→ **Data lines**
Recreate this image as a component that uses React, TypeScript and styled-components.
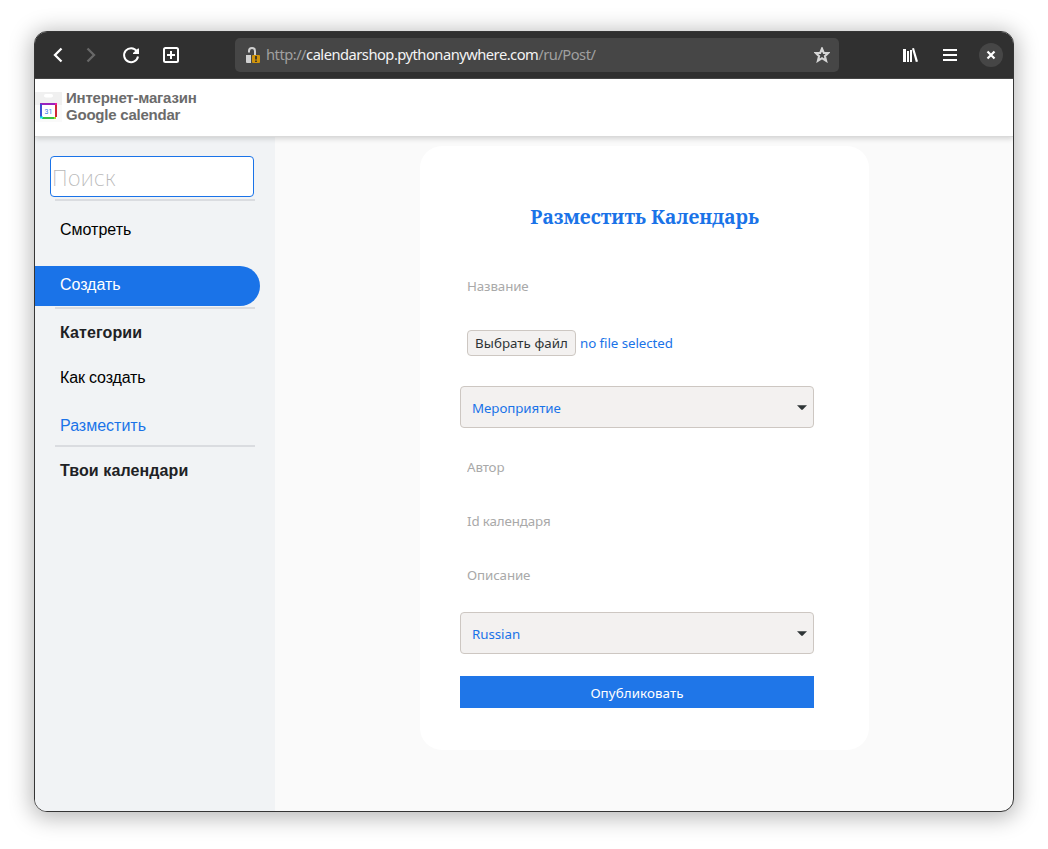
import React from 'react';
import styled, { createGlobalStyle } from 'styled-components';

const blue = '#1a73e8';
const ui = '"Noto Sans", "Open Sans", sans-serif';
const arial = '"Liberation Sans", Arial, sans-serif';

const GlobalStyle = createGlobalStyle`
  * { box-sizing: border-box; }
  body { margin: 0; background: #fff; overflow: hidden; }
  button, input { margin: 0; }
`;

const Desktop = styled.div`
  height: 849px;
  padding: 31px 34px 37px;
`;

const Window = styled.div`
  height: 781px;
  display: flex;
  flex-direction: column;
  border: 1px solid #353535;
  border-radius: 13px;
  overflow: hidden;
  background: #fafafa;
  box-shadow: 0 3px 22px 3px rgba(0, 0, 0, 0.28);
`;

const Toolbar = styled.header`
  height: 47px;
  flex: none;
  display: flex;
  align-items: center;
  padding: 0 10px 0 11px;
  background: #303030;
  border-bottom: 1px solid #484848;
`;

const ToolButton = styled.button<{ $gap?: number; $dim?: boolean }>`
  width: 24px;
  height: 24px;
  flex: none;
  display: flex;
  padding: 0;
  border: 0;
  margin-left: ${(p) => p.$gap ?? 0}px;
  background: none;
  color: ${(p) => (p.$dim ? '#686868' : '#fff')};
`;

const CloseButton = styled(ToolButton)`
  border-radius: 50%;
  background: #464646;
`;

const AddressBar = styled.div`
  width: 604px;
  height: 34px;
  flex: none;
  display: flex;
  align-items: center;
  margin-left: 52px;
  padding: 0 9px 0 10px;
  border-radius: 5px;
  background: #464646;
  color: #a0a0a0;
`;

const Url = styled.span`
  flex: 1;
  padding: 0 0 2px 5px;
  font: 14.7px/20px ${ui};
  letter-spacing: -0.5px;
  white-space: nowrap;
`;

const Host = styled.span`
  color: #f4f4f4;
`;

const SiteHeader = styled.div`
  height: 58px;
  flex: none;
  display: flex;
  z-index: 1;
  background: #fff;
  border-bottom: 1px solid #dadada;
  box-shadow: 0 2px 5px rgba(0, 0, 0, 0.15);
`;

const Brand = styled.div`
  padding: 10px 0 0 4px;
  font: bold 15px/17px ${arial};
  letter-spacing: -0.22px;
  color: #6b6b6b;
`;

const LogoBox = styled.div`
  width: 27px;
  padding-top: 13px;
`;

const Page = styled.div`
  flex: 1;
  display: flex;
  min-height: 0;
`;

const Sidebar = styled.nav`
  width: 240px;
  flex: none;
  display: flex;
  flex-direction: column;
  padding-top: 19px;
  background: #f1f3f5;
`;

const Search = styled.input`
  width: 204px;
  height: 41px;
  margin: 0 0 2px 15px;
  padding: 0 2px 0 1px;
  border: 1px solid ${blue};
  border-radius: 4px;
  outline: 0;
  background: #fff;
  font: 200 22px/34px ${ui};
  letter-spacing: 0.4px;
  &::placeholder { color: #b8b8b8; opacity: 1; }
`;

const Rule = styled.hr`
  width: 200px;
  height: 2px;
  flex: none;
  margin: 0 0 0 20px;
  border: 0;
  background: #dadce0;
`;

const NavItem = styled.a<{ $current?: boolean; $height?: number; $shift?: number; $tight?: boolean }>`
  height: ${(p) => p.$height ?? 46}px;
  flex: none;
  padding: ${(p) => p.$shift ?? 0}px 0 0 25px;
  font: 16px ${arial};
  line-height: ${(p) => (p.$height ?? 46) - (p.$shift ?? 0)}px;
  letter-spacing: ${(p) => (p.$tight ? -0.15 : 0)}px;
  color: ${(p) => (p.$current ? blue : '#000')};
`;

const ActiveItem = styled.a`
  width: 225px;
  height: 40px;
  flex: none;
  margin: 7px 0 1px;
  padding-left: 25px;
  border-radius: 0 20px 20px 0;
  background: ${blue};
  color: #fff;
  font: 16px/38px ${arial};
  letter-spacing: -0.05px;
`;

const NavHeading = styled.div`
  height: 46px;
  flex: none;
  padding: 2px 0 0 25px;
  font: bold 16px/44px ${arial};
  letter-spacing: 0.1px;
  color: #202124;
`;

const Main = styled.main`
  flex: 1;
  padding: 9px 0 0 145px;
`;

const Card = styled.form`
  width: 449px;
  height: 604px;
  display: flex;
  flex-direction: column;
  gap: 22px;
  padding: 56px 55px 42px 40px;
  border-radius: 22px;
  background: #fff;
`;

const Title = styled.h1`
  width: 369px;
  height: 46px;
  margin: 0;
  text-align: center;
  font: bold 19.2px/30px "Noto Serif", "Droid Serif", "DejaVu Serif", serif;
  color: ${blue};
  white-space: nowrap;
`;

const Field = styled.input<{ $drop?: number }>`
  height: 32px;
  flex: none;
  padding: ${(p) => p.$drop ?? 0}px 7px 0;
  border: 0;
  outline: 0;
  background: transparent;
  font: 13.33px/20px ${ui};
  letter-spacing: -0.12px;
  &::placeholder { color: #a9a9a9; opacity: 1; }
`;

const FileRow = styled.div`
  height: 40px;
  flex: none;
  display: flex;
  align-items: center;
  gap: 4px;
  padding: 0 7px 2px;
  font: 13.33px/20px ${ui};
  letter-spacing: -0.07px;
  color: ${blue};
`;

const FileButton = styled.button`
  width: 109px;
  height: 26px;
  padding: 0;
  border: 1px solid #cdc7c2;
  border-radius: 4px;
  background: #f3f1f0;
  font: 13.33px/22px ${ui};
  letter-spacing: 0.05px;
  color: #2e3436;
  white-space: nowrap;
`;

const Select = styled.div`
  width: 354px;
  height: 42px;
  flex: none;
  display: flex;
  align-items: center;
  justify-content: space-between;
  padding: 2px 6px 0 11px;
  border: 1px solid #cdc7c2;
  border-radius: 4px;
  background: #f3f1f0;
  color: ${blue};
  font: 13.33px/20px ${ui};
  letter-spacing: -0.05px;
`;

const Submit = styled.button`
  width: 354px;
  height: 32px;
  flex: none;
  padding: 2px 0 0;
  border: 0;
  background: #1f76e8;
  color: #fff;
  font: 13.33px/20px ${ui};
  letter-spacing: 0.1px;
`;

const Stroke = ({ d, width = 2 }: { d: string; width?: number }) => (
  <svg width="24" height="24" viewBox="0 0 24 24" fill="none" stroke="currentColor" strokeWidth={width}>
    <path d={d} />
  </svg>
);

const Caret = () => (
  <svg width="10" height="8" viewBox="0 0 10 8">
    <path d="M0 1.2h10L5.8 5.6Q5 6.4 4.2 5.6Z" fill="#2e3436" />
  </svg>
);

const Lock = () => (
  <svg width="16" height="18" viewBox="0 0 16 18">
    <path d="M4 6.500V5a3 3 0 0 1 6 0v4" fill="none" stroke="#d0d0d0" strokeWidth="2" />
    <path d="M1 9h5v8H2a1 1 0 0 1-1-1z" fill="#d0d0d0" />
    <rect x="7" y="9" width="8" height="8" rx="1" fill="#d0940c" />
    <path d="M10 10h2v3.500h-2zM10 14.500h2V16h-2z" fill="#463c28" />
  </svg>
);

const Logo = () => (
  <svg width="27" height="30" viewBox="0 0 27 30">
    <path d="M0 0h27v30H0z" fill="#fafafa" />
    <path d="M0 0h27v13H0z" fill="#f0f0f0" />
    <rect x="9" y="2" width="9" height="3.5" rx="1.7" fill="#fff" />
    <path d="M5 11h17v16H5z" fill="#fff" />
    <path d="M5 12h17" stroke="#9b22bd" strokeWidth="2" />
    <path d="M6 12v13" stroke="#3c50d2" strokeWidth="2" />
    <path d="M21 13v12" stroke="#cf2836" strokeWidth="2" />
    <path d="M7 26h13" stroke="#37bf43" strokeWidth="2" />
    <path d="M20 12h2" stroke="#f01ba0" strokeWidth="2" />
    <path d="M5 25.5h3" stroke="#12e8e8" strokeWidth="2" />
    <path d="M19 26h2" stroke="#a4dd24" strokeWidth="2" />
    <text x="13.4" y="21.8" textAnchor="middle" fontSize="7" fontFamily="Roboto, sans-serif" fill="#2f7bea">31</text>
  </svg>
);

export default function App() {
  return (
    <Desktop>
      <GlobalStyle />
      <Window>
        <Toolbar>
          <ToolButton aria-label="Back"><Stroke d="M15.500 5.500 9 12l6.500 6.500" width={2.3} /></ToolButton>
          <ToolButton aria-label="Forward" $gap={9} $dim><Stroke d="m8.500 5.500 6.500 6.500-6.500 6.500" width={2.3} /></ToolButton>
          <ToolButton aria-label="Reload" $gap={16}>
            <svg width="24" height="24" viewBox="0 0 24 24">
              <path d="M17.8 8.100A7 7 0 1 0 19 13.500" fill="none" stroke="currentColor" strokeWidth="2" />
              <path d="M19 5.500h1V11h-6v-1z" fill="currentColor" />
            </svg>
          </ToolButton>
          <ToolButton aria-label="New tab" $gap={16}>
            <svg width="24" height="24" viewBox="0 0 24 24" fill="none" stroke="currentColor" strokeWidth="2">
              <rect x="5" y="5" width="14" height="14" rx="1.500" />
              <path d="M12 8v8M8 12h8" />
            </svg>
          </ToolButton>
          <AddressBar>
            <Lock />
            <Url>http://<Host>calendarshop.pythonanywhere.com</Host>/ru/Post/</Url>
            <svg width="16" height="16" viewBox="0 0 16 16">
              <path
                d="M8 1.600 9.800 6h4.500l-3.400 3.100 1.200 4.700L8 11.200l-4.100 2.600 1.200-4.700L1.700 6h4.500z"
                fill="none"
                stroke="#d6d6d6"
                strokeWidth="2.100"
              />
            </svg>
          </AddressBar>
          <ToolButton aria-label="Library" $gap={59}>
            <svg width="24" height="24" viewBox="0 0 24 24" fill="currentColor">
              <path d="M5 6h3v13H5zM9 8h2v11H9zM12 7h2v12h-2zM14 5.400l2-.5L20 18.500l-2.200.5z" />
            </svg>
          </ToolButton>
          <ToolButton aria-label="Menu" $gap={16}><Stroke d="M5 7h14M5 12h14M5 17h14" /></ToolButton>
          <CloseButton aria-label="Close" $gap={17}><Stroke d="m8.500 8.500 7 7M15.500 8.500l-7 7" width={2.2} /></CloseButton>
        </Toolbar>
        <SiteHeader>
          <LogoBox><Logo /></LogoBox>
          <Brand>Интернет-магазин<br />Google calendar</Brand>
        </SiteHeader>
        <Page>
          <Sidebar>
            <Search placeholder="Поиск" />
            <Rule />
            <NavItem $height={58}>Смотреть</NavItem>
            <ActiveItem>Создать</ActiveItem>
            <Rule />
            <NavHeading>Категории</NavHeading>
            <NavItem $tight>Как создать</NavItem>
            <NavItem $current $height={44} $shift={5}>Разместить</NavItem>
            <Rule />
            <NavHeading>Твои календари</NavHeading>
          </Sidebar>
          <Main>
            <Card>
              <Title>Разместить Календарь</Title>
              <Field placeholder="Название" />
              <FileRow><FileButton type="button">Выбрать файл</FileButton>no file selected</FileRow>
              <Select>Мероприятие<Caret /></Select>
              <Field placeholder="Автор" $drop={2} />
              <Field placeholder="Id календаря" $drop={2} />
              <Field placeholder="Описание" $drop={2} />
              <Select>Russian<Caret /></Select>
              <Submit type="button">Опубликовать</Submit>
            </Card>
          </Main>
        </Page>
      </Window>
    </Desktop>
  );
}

→ **Aim of the task**
Report the number of lines in the listing that include the string "React"; give nothing but the number.

→ **The response**
2